By: Steve Wilmot
If you discovered the cure for cancer, you wouldn’t keep it a secret. You’d share it with everyone you know.
Those of us who know Jesus have discovered the cure to loneliness, addiction, hopelessness, boredom, broken relationships, and even death.
What we have is much better than a cure for cancer. One day, cancer may be cured, but everyone will still die eventually. The cure we possess is one that brings life now and for eternity.
The cure is Jesus! So why do we keep it to ourselves? Why do so many of those without Jesus ignore or reject the cure — Jesus!
I believe it’s because we don’t know what’s at stake. We live in a world that has the misguided idea that God will send everyone to heaven. So why seek a cure no one needs?
You hear it all the time at funerals. The pastor states or implies that everyone goes to heaven after they die. Even the old codger who was mean to everyone and killed his mom. He died without forgiveness from God, but he’s in heaven.
You hear it from well-meaning people trying to offer comfort to the family of someone who’s died –— “Well at least he’s in a better place.”
There’s no pressing reason to tell anyone about Jesus if that’s true. It’s ok to live your life without Jesus — if it’s true that everyone goes to heaven when they die.
Spoiler Alert: It’s not true. It’s not what Jesus taught. Did you know that Jesus talked about hell more than he talked about heaven? Read this story he told about hell.
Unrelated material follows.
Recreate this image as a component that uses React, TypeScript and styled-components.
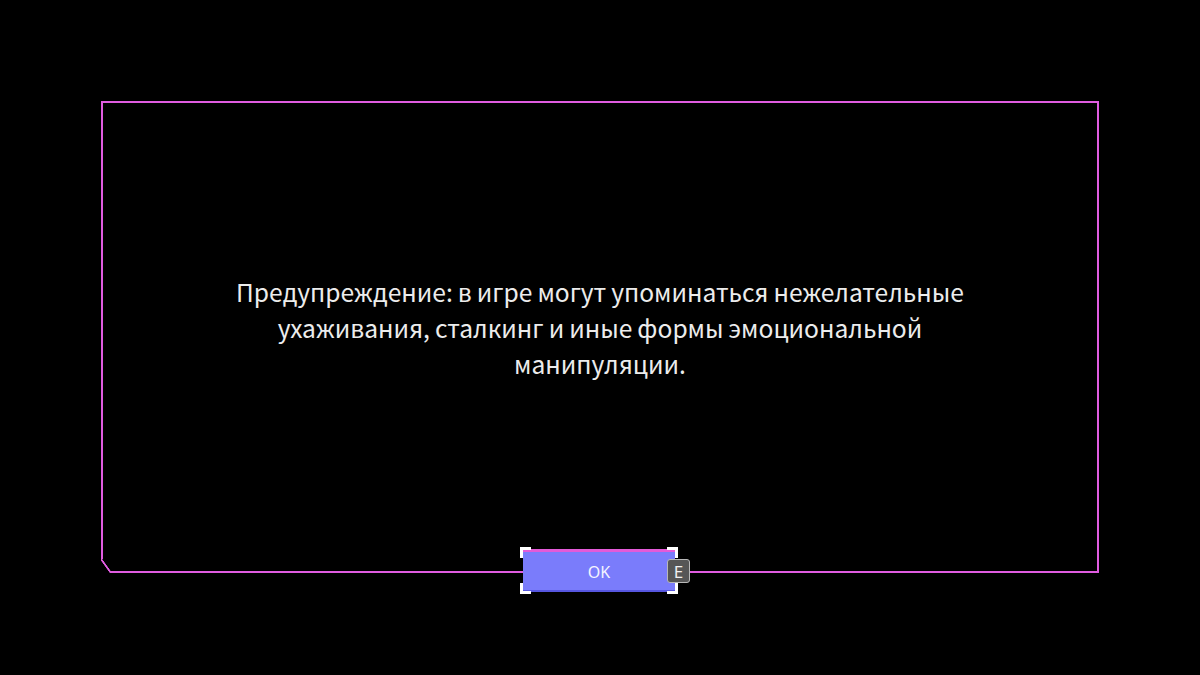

“There was a rich man who was dressed in purple and fine linen and lived in luxury every day. At his gate was laid a beggar named Lazarus, covered with sores and longing to eat what fell from the rich man’s table. Even the dogs came and licked his sores.”
“The time came when the beggar died, and the angels carried him to Abraham’s side. The rich man also died and was buried. In Hades, where he was in torment, he looked up and saw Abraham far away, with Lazarus by his side. So, he called to him, ‘Father Abraham, have pity on me and send Lazarus to dip the tip of his finger in water and cool my tongue, because I am in agony in this fire.’
“But Abraham replied, ‘Son, remember that in your lifetime you received your good things, while Lazarus received bad things, but now he is comforted here, and you are in agony. And besides all this, between us and you a great chasm has been set in place, so that those who want to go from here to you cannot, nor can anyone cross over from there to us.’
“He answered, ‘Then I beg you, father, send Lazarus to my family, for I have five brothers. Let him warn them, so that they will not also come to this place of torment’” (Luke 16:19-28).
What does Jesus say about hell in this story?
1)It is an awful place.
Jesus described it several times as a place of agony and torment. Elsewhere he calls it as a place of eternal fire, and a “place of weeping and gnashing of teeth.”
Maybe the worst part of hell is that those who end up there will remember all the times they had an opportunity to turn to Jesus — maybe even intended to…someday — but didn’t. Now it’s too late. The realization they didn’t have to be there may be the worst agony of all.
(2) There is no second chance
Every person’s fate — heaven or hell — is sealed the moment they die. We aren’t given the option of experiencing torment in hell, and then deciding we were wrong when we rejected Jesus and want to give our lives to him now. Now is the time to choose Jesus.
(3) Jesus spoke about hell because he doesn’t want anyone to go there.
One argument often voiced against hell is that “a loving God would not send anyone to hell.” Agreed. God doesn’t send anyone to hell. But people still go there.
Here’s how John Eldredge explains it: “Hell is not God’s intention for mankind. But remember — he gave us free will. He gave us a choice… In breaking the one command he gave us [in the Garden of Eden], we set in motion a life of breaking his commands.
The final act of self-centeredness is seen in those who refuse to come to the wedding banquet of God (Matthew 22:2-3). They do not want God.
They reject his offer of forgiveness and reconciliation through Jesus. What is God to do? The universe has only two options. If they insist, God will grant them what they have wanted — to be left to themselves.”
Hell is real. So is heaven. So is the reality of an empty, pointless life now. So is the offer of an abundant life now. That’s what is at stake: abundance or emptiness, heaven, or hell.
We who have chosen Jesus and seen him turn our lives around for the better dare not be silent and let our family, friends, and neighbors miss out on heaven.
You who have no interest in Jesus dare not fail to turn your life over to him. Why? Because not everyone goes to heaven. Only those who come to Jesus do.